The question of the authorship of Henry VIII is still partly unsolved. It is assigned to Shakespeare chiefly because it appears in the First Folio of 1623. That was edited by Heminges and Condell, two actors who had been in Shakespeare's company and who, by contemporary reports, had had parts in this particular play. The assumption is that when it is classed by them among Shakespeare's plays, they knew what they were talking about. On the other hand, it has been pointed out that the publication of the First Folio was a commercial venture, involving separate copyrights, and that, while the play, Henry VIII, was undoubtedly played by Shakespeare's company, it does not necessarily follow that he wrote the whole of it, the major part of it, or even any of it at all. As early as 1758 it was remarked that certain parts of the play have metrical peculiarities unlike Shakespeare's style. But it was not until a hundred years later that James Spedding, led by a remark of the poet Tennyson, made a careful investigation, and published his results in the Gentleman's Magazine, in 1850. Aside from subtler criteria, the great test is the proportionately large use of the eleven syllable line, the so-called feminine ending. As an example chosen at random, take the Chamberlain's speech in I. iii. The extra syllables are italicized.

'As far as I can see, all the good our English
Have got by the late voyage is but merely
A fit or two o' the face; but they are shrewd ones;
For when they hold 'em, you would swear directly
Their very noses had been counsellors
To Pepin or Clotharius, they keep state so.'

It is easy to rewrite this without many such endings.
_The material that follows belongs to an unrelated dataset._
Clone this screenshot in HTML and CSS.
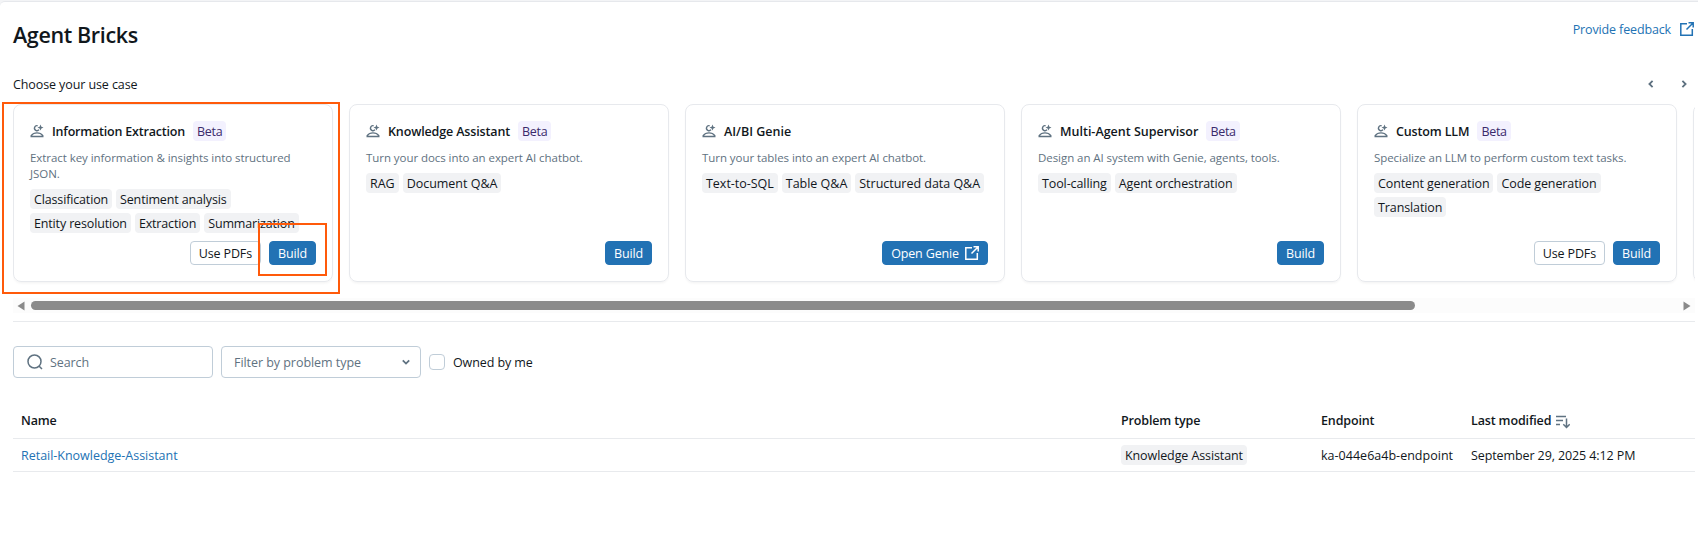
FILE: index.html
```html
<!DOCTYPE html>
<html lang="en">
<head>
<meta charset="utf-8">
<title>Agent Bricks</title>
<link rel="stylesheet" href="styles.css">
</head>
<body>
<svg width="0" height="0" class="defs">
  <symbol id="agent" viewBox="0 0 14 14">
    <path d="M7.600 1.700A2.500 2.500 0 1 0 9 5.600" fill="none" stroke="currentColor" stroke-width="1.400"/>
    <path d="M10.500.6l.9 2.100 2.100.9-2.100.9-.9 2.100-.9-2.100-2.100-.9 2.100-.9z" fill="currentColor"/>
    <path d="M1.200 12.500v-.9C2.600 9.700 4.600 8.900 7 8.900s4.400.8 5.800 2.700v.9z" fill="none" stroke="currentColor" stroke-width="1.400"/>
  </symbol>
  <symbol id="external" viewBox="0 0 14 14">
    <path d="M7 1.700H.8v11.500h11.500V7M8.500.8h4.700v4.700M13 1L6.500 7.500" fill="none" stroke="currentColor" stroke-width="1.500"/>
  </symbol>
  <symbol id="chevron" viewBox="0 0 8 8">
    <path d="M.8 2.400L4 5.600l3.200-3.200" fill="none" stroke="currentColor" stroke-width="1.800"/>
  </symbol>
</svg>
<main class="page">
  <header class="header">
    <h1 class="title">Agent Bricks</h1>
    <a class="feedback"><span>Provide feedback</span><svg class="ext"><use href="#external"/></svg></a>
  </header>

  <div class="choose">
    <span>Choose your use case</span>
    <div class="pager">
      <svg class="chev prev"><use href="#chevron"/></svg>
      <svg class="chev next"><use href="#chevron"/></svg>
    </div>
  </div>

  <section class="cards">
    <article class="card">
      <div class="card-head"><svg class="agent"><use href="#agent"/></svg><h2 class="tight">Information Extraction</h2><span class="beta">Beta</span></div>
      <p class="desc">Extract key information &amp; insights into structured JSON.</p>
      <div class="tags snug"><span class="tag">Classification</span><span class="tag">Sentiment analysis</span><span class="tag">Entity resolution</span><span class="tag">Extraction</span><span class="tag">Summarization</span></div>
      <div class="actions"><button class="btn">Use PDFs</button><button class="btn primary">Build</button></div>
    </article>
    <article class="card">
      <div class="card-head"><svg class="agent"><use href="#agent"/></svg><h2>Knowledge Assistant</h2><span class="beta">Beta</span></div>
      <p class="desc">Turn your docs into an expert AI chatbot.</p>
      <div class="tags roomy"><span class="tag">RAG</span><span class="tag">Document Q&amp;A</span></div>
      <div class="actions"><button class="btn primary">Build</button></div>
    </article>
    <article class="card">
      <div class="card-head"><svg class="agent"><use href="#agent"/></svg><h2 class="wide">AI/BI Genie</h2></div>
      <p class="desc">Turn your tables into an expert AI chatbot.</p>
      <div class="tags roomy"><span class="tag">Text-to-SQL</span><span class="tag">Table Q&amp;A</span><span class="tag">Structured data Q&amp;A</span></div>
      <div class="actions"><button class="btn primary">Open Genie<svg class="ext"><use href="#external"/></svg></button></div>
    </article>
    <article class="card">
      <div class="card-head"><svg class="agent"><use href="#agent"/></svg><h2 class="wide">Multi-Agent Supervisor</h2><span class="beta">Beta</span></div>
      <p class="desc">Design an AI system with Genie, agents, tools.</p>
      <div class="tags"><span class="tag">Tool-calling</span><span class="tag">Agent orchestration</span></div>
      <div class="actions"><button class="btn primary">Build</button></div>
    </article>
    <article class="card">
      <div class="card-head"><svg class="agent"><use href="#agent"/></svg><h2>Custom LLM</h2><span class="beta">Beta</span></div>
      <p class="desc">Specialize an LLM to perform custom text tasks.</p>
      <div class="tags"><span class="tag">Content generation</span><span class="tag">Code generation</span><span class="tag">Translation</span></div>
      <div class="actions"><button class="btn">Use PDFs</button><button class="btn primary">Build</button></div>
    </article>
    <article class="card"></article>
  </section>

  <div class="scrollbar">
    <svg class="arrow" viewBox="0 0 8 10"><path d="M7.500.5v9L.5 5z" fill="#8a8a8a"/></svg>
    <div class="track"><div class="thumb"></div></div>
    <svg class="arrow" viewBox="0 0 8 10"><path d="M.5.5v9L7.500 5z" fill="#8a8a8a"/></svg>
  </div>

  <section class="filters">
    <div class="field search">
      <svg class="lens" viewBox="0 0 16 16"><circle cx="7.500" cy="7.500" r="6.500" fill="none" stroke="currentColor" stroke-width="1.500"/><path d="M12 12l3 3" stroke="currentColor" stroke-width="1.500"/></svg>
      <span>Search</span>
    </div>
    <div class="field select"><span>Filter by problem type</span><svg class="chev"><use href="#chevron"/></svg></div>
    <label class="owned"><span class="box"></span><span>Owned by me</span></label>
  </section>

  <section class="table">
    <div class="row head">
      <span>Name</span><span>Problem type</span><span>Endpoint</span>
      <span class="sorted">Last modified<svg class="sort" viewBox="0 0 14 14"><path d="M0 1.500h10M0 5.500h7M0 9.500h4M10.500 3.500v9M7.300 9.300l3.200 3.200 3.200-3.200" fill="none" stroke="currentColor" stroke-width="1.500"/></svg></span>
    </div>
    <div class="row">
      <a class="link cell">Retail-Knowledge-Assistant</a><span class="tag">Knowledge Assistant</span><span class="endpoint cell">ka-044e6a4b-endpoint</span><span class="cell">September 29, 2025 4:12 PM</span>
    </div>
  </section>
</main>
<div class="mark mark-card"></div>
<div class="mark mark-build"></div>
</body>
</html>
```
FILE: styles.css
```css
* { box-sizing: border-box; }
body {
  margin: 0;
  height: 539px;
  overflow: hidden;
  background: #f3f4f6;
  color: #11171c;
  font: 400 12.5px/20px "Open Sans", "Noto Sans", sans-serif;
  letter-spacing: -0.1px;
}
svg { display: block; flex: none; }
.defs { position: absolute; }
h1, h2, p { margin: 0; }
.page {
  margin: 1px -1px 0 0;
  height: 540px;
  padding: 0 4px 0 13px;
  background: #fff;
  border-top: 1px solid #e6e8ec;
  border-top-left-radius: 5px;
}
.header {
  display: flex;
  justify-content: space-between;
  height: 72px;
  padding-top: 17px;
}
.title {
  font-size: 21.5px;
  font-weight: 600;
  line-height: 32px;
  letter-spacing: -0.37px;
}
.feedback {
  display: flex;
  gap: 9px;
  color: #2272b4;
  line-height: 22px;
  letter-spacing: -0.14px;
}
.ext { width: 14px; height: 14px; }
.feedback .ext { margin: 3px 1px 0 0; }
.choose {
  display: flex;
  justify-content: space-between;
  align-items: center;
  height: 20px;
}
.choose > span { padding-top: 2px; }
.pager {
  display: flex;
  gap: 25px;
  padding-right: 7px;
  color: #5f7281;
}
.chev { width: 8px; height: 8px; }
.prev { transform: rotate(90deg); }
.next { transform: rotate(-90deg); }

.cards {
  display: flex;
  gap: 16px;
  height: 204px;
  padding-top: 10px;
  overflow: hidden;
}
.card {
  display: flex;
  flex-direction: column;
  flex: none;
  width: 320px;
  height: 178px;
  padding: 16px;
  border: 1px solid #e7e9ed;
  border-radius: 8px;
  box-shadow: 0 2px 3px -1px rgba(0, 0, 0, .06);
}
.card-head { display: flex; align-items: center; height: 20px; }
.agent {
  width: 14px;
  height: 14px;
  margin-right: 8px;
  color: #5f7281;
}
h2 {
  height: 20px;
  font-size: 12.5px;
  line-height: 22px;
  font-weight: 600;
  letter-spacing: -0.14px;
}
.tight { letter-spacing: -0.2px; }
.wide { letter-spacing: 0; }
.beta {
  height: 20px;
  margin-left: 8px;
  padding: 0 4px;
  border-radius: 4px;
  background: #f3f1fe;
  color: #3a2a6b;
  line-height: 22px;
  letter-spacing: -0.3px;
}
.desc {
  margin: 9px 0 7px;
  font-size: 11.5px;
  line-height: 16px;
  letter-spacing: -0.06px;
  color: #5f7281;
}
.tags { display: flex; flex-wrap: wrap; gap: 4px; }
.tag {
  justify-self: start;
  height: 20px;
  padding: 0 4px;
  border-radius: 4px;
  background: #f1f2f4;
  line-height: 22px;
}
.snug { letter-spacing: -0.15px; }
.roomy { letter-spacing: -0.02px; }
.actions {
  display: flex;
  justify-content: flex-end;
  gap: 8px;
  margin-top: auto;
}
.btn {
  display: flex;
  align-items: center;
  gap: 5px;
  height: 24px;
  padding: 2px 8px 0;
  border: 1px solid #c0cdd8;
  border-radius: 4px;
  background: #fff;
  color: #11171c;
  font: inherit;
  letter-spacing: -0.14px;
}
.btn .ext { margin: 0 0 2px 1px; }
.primary { background: #2272b4; border-color: #2272b4; color: #fff; }

.scrollbar {
  display: flex;
  align-items: center;
  height: 15px;
  padding: 0 4px;
  background: #fcfcfc;
}
.arrow { width: 8px; height: 10px; }
.track { flex: 1; margin: 0 5px 0 6px; }
.thumb { width: 1384px; height: 9px; border-radius: 5px; background: #8b8b8b; }

.filters {
  display: flex;
  gap: 8px;
  margin-top: 8px;
  padding-top: 24px;
  border-top: 1px solid #e8eaed;
}
.field {
  display: flex;
  align-items: center;
  width: 200px;
  height: 32px;
  border: 1px solid #c0cdd8;
  border-radius: 4px;
  color: #5f7281;
}
.field span, .owned span:last-child { padding-top: 2px; }
.search { gap: 7px; padding-left: 13px; }
.lens { width: 16px; height: 16px; }
.select { justify-content: space-between; padding: 0 10px 0 12px; letter-spacing: -0.05px; }
.owned { display: flex; align-items: center; gap: 8px; }
.box { width: 16px; height: 16px; border: 1px solid #c0cdd8; border-radius: 4px; }

.table { margin-top: 28px; }
.row {
  display: grid;
  grid-template-columns: 1100px 200px 150px 1fr;
  align-items: center;
  height: 33px;
  padding-left: 8px;
  border-bottom: 1px solid #e8eaed;
}
.head { padding-bottom: 2px; font-weight: 600; letter-spacing: -0.14px; }
.cell { padding-top: 2px; }
.sorted { display: flex; align-items: center; gap: 5px; }
.sort { width: 14px; height: 14px; margin-top: 2px; color: #5f7281; }
.link { color: #2272b4; letter-spacing: -0.02px; }
.endpoint { letter-spacing: 0.02px; }

.mark { position: absolute; border: 2px solid #ff5a0a; }
.mark-card { left: 2px; top: 102px; width: 338px; height: 192px; }
.mark-build { left: 258px; top: 223px; width: 69px; height: 53px; }
```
'As far as I can see, all the good our English
Have got by the late voyage is but slight,
A fit or two o' the face; but they are shrewd;
For when they hold 'em, you would swear at once
Their very noses had been counsellors
To Pepin or Clotharius, they so keep state.'

It is not the question whether one type of verse is better than the other,—in the passage selected, neither is particularly good,—the point is that whereas Shakespeare in his known works uses this extra syllable comparatively rarely, such frequent use of the extra syllable is the characteristic of the style of Shakespeare's great contemporary dramatist, John Fletcher. The reader can amuse himself by testing the lines. Spedding drew up the following table:

Act Scene Lines Red. Syll. Proportion Author
1 1 225 63 1 to 3.5 Shakespeare
2 215 74 1 to 2.9 Shakespeare
3 & 4 172 100 1 to 1.7 Fletcher
2 1 164 97 1 to 1.6 Fletcher
2 129 77 1 to 1.6 Fletcher
3 107 41 1 to 2.6 Shakespeare
4 230 72 1 to 3.1 Shakespeare
3 1 166 119 1 to 1.3 Fletcher
2 (to King's exit) 193 62 1 to 3 Shakespeare
3 257 152 1 to 1.6 Fletcher
4 1 116 57 1 to 2 Fletcher
2 80 51 1 to 1.5 Fletcher
3 93 51 1 to 1.8 Fletcher
5 1 176 68 1 to 2.5 Shakespeare
(altered)
2 217 115 1 to 1.8 Fletcher
3 almost all prose Fletcher
4 73 44 1 to 1.6 Fletcher

To account for the conditions as shown in the table above there are only three possible explanations. (1) Shakespeare wrote the whole play but for some unaccountable reason in many of the scenes imitated the style of Fletcher. This is the explanation given by Sir Sidney Lee. (2) Shakespeare and Fletcher collaborated. Collaboration between two or more playwrights was very common in the Elizabethan age. But here almost every great scene is written by Fletcher. If Henry VIII was a 'new' play in 1613, Shakespeare had already written Macbeth, Hamlet, and Lear; he was a veteran dramatist with an established reputation. The question consequently arises why under these circumstances the younger writer should take all the great opportunities and the older do merely the filling in. (3) Shakespeare had no hand in the play whatever; it was merely played under his direction. The non-Fletcherian scenes are not by Shakespeare, but by Massinger. This explanation was suggested in the eighties of the last century by Mr. Robert Boyle. It has recently been argued by Mr. H. Dugdale Sykes, largely on the ground of coincidences of phrasing between Henry VIII and Massinger's known plays. It may be interesting to compare the table made by Mr. Sykes with the table of Spedding.

Prologue Fletcher
Act 1, Sc. 1 Massinger
2 Massinger
3 Massinger & Fletcher
4 Massinger & Fletcher
Act 2, Sc. 1 Massinger & Fletcher
2 Fletcher
3 Massinger
4 Massinger
Act 3, Sc. 1 Massinger & Fletcher
2 (to exit of King) Massinger
(from exit of King) Fletcher
Act 4, Sc. 1 Massinger
2 Massinger & Fletcher
Act 5, Sc. 1 Massinger
2 Fletcher
3 Massinger & Fletcher
4 Fletcher
5 Fletcher
Epilogue Massinger

As a possible explanation of the peculiarities of the play and its passing under Shakespeare's name, Mr. Leicester Bradner suggests that Shakespeare's company suddenly required a play on the general subject of Henry VIII to balance the successful performance of Rowley's When You See Me, You Know Me at a rival theatre. This is, of course, only guess-work.

In conclusion: The play was hastily thrown together. It shows no one creative mind. It is a series of scenes, taken from well-known books, scenes which have little relation, even chronological, between them. It has no development of character. And its versification is, in the main, non-Shakespearean. Therefore the conclusion seems inevitable that whatever Shakespeare's share may have been in its composition, it was the minimum amount necessary to have it included by his first editors among his works.